Hewlett-Packard reported its enterprise server revenues declined only 1 percent between this fiscal year’s second quarter and last year’s, and it rose 2 percent since last quarter. The news was a thin ray of hope that the company’s business declines may be at an end.

Second quarter results released in mid-May showed HP posting two-thirds less profit than in its 2000 second quarter, a decline analysts traced to the falling sales in the company’s high-profit print and imaging business. Some analysts estimate that half of all HP’s profits come out of its lucrative sales of printer supplies.

Results concerning HP e3000 business remained buried inside more widespread numbers for HP’s “Unix server business” and “Computing Systems” segment. HP reported the former figure was only off by 1 percent from the prior quarter, but was down 13 percent from last year’s second quarter.

The e3000 division’s Worldwide Marketing Manager Christine Martino earlier said she expected strong results for the server in the quarter. “I think we’re going to have a pretty terrific quarter,” she said in the weeks before the Q2 numbers surfaced. “It really shows our customers have been waiting for these new systems.”

HP’s overall Computing Systems numbers — a much broader slice of the company’s business, including NetServer results — showed a $130 million loss for the quarter, more than six times as much red ink as Q1. It was a complete reversal from the 2000 Q2’s $183 million in profit for the segment.

In the current era of economic uncertainty, reporting a marginal decline in server revenues might be translated as stemming the slide for HP. Investors greeted the report with such optimism, driving the stock up $4 a share into the low $30 range, where it remained in the weeks that followed. The stock had fallen to a 52-week low of $25 in the days before the Q2 report.

But the dwindling profits remained a concern for many analysts, as well as HP itself. The company’s operating expenses grew 5 percent to 22.1 percent of net revenue, up from 20.3 percent for last year’s second quarter.
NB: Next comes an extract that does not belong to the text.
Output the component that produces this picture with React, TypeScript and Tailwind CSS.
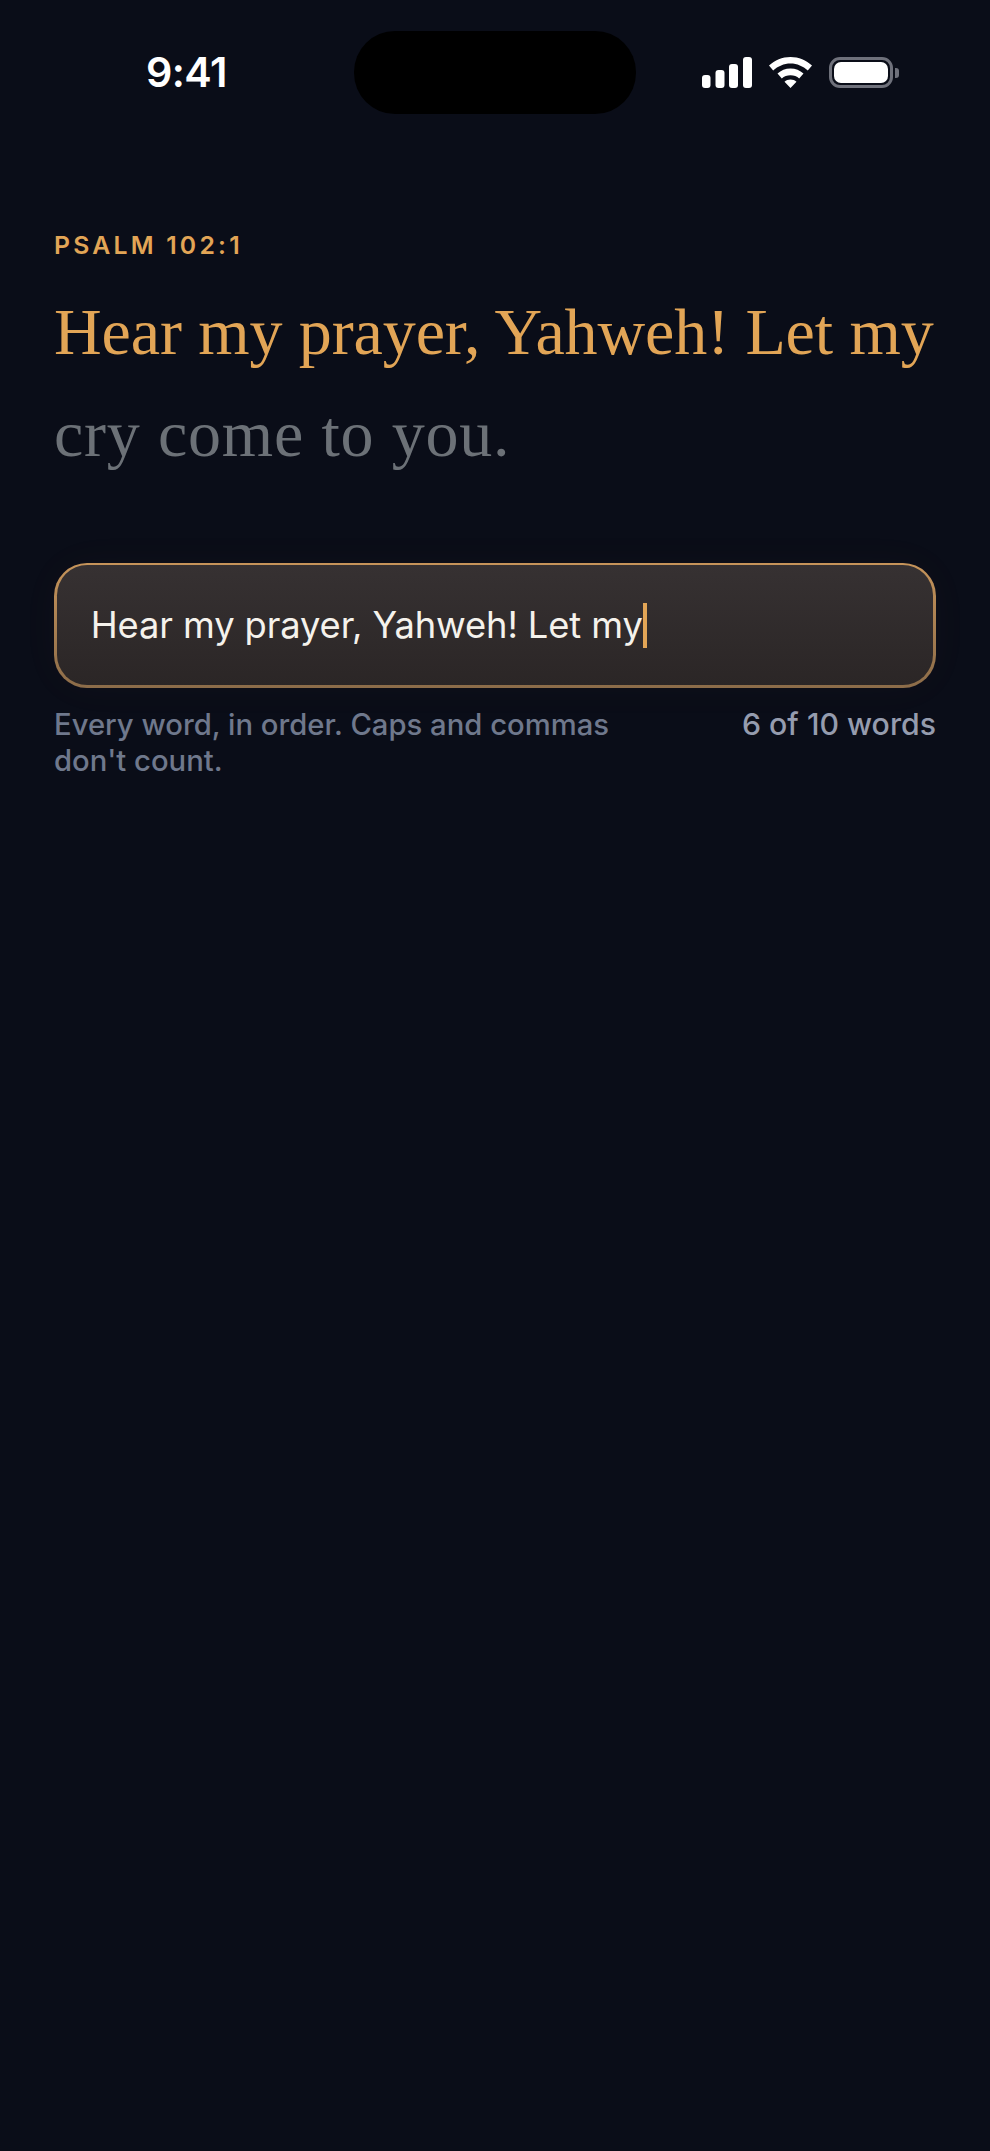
function StatusIcons() {
  return (
    <div className="flex items-center mt-[57px] ml-[66px] h-[31px]">
      <svg width="50" height="31" viewBox="0 0 50 31" fill="#fff" className="block">
        <rect x="0" y="18" width="8.5" height="13" rx="3" />
        <rect x="13.5" y="13" width="9" height="18" rx="3" />
        <rect x="27" y="7" width="9" height="24" rx="3" />
        <rect x="41" y="0" width="9" height="31" rx="3" />
      </svg>
      <svg width="43" height="31" viewBox="0 0 43 31" fill="#fff" className="block ml-[17px]">
        <path d="M21.5 0C13.2 0 5.8 3.2 0 8.6l4.2 5C8.9 9.3 14.9 6.6 21.5 6.6s12.6 2.7 17.3 7l4.2-5C37.2 3.2 29.8 0 21.5 0Z" />
        <path d="M21.5 11.4c-5 0-9.5 1.9-13 5l4.3 5c2.3-2 5.3-3.2 8.7-3.2s6.4 1.2 8.7 3.2l4.3-5c-3.5-3.1-8-5-13-5Z" />
        <path d="M21.5 22.6c-2.3 0-4.4.8-6 2.2l6 6.2 6-6.2c-1.6-1.4-3.7-2.2-6-2.2Z" />
      </svg>
      <div className="flex items-center ml-[17px]">
        <div className="w-[64px] h-[31px] rounded-[11px] border-[3px] border-[#6f717b] p-[2px]">
          <div className="w-full h-full rounded-[7px] bg-white" />
        </div>
        <div className="w-[4px] h-[10px] ml-[2px] rounded-r-[3px] bg-[#6f717b]" />
      </div>
    </div>
  );
}

export default function App() {
  return (
    <div className="min-h-screen bg-[#0a0d18] font-['Inter',sans-serif] [font-optical-sizing:none]">
      <div className="flex items-start h-[114px]">
        <div className="w-[208px] ml-[146px] mt-[47px] text-[41.25px] leading-[50px] font-semibold tracking-[-0.6px] text-white">9:41</div>
        <div className="w-[282px] h-[83px] mt-[31px] rounded-[41px] bg-black" />
        <StatusIcons />
      </div>

      <div className="px-[54px]">
        <div className="mt-[116px] text-[24.75px] leading-[30px] font-semibold tracking-[0.13em] text-[#e2a556]">PSALM 102:1</div>
        <p className="mt-[21px] text-[66px] leading-[101.75px] font-['Liberation_Serif',serif] text-[#6c7177] whitespace-nowrap">
          <span className="block tracking-[-0.1px] text-[#e2a556]">Hear my prayer, Yahweh! Let my</span>
          <span className="block tracking-[0.8px]">cry come to you.</span>
        </p>

        <div className="mt-[78px] p-[2.75px] rounded-[33px] bg-gradient-to-b from-[#c6945a] to-[#8c6c49] shadow-[0_0_44px_rgba(226,165,86,0.03)]">
          <div className="h-[120px] flex items-center pl-[34px] rounded-[30.25px] bg-gradient-to-b from-[#363132] to-[#2b2626]">
            <span className="text-[36.3px] leading-[45px] font-[420] text-[#f5f2ec] whitespace-nowrap tracking-[-0.1px]">Hear my prayer, Yahweh! Let my</span>
            <span className="w-[4px] h-[45px] bg-[#e2a556]" />
          </div>
        </div>

        <div className="mt-[19px] flex items-start justify-between">
          <p className="w-[600px] text-[29.25px] leading-[35.75px] font-[450] text-[#6f788c]">Every word, in order. Caps and commas don't count.</p>
          <span className="text-[30.25px] leading-[35.75px] font-[450] text-[#959cae] whitespace-nowrap">6 of 10 words</span>
        </div>
      </div>
    </div>
  );
}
HP has spent $102 million so far in fiscal 2001 for “Marketing Realignment,” one example of the cost of revamping the company to follow CEO Carly Fiorina’s new vision for HP. The CEO said the company was paying the cost of its revisions now, to reap benefits later. In times when many companies are reporting lower profits and revenues, HP has internal challenges as well.

“We can’t pin all of our issues on the economy,” Fiorina said. “We’ve previously acknowledged the work we’re doing in our enterprise business to reinvigorate channel and go-to-market programs. The systemic, structural changes we are making in these areas are not quick fixes, but we’re making steady improvement day by day.

“This was clearly a tough quarter, but there are also signs of real progress. In our consumer business, revenues declined 8 percent, but we maintained or gained share in every category in which we compete and remain profitable. Revenues in our enterprise business declined 1 percent year over year, but were up 2 percent sequentially.”

HP’s best fiscal news came from its Services business, one of six major business segments in the company. HP Services, now being run by long-time HP veteran Ann Livermore, posted $1.9 billion in sales in the second quarter and $115 million in profit. It was the only segment of HP’s business to post numbers equal to or better than the dizzying heights of Year 2000’s second quarter.

CEO Fiorina said the best HP might hope for in its coming quarter was no further slide in revenues. The company met its downgraded estimates for profits in the period, posting $324 million in earnings for the period. But a return to any growth in revenue for the company is still at least 90 days away, according to Fiorina.

“Given continuing deterioration in key economic indicators and increasing global uncertainty, we think broadening the revenue range slightly, from flat to flat-to-down-5-percent, is prudent,” Fiorina said.

Searching for a way to present some positive news, HP has begun to compare its current quarter results to the period just previous. These numbers show that HP’s US revenues increased by 5 percent over the prior period, while Asia-Pacific revenues rose by 3 percent. But using the same time period as a measure, overall HP revenues in Europe dropped 13 percent between first and second FY2001 quarters.

“Our results continue to be impacted by significant macro-economic challenges, and particular weakness in consumer and capital spending in the US and Europe,” Fiorina said. HP had to write off more than $100 million in consumer goods during the period, as well as pay for canceling an expansion of its inkjet printer business — a cost of $52 million.

A Wall Street Journal report on the results included a quote from Chief Financial Officer Bob Wayman saying HP isn’t sure when its turnaround will begin. Forbes magazine, in articles sharply critical of Fiorina’s leadership, noted that HP ramped up its spending just as its sales were falling. HP pulled overall control of expenses from Wayman and farmed them out to individual business units, a change that has since been corrected.

Financial analysts who had hailed Fiorina’s vision last year had more sober assessments for the company’s near future after seeing the Q2 numbers. “I don’t think we could have expected much more,” said J.P. Morgan analyst Daniel Kunstler. “This is a very rough economic environment out there.”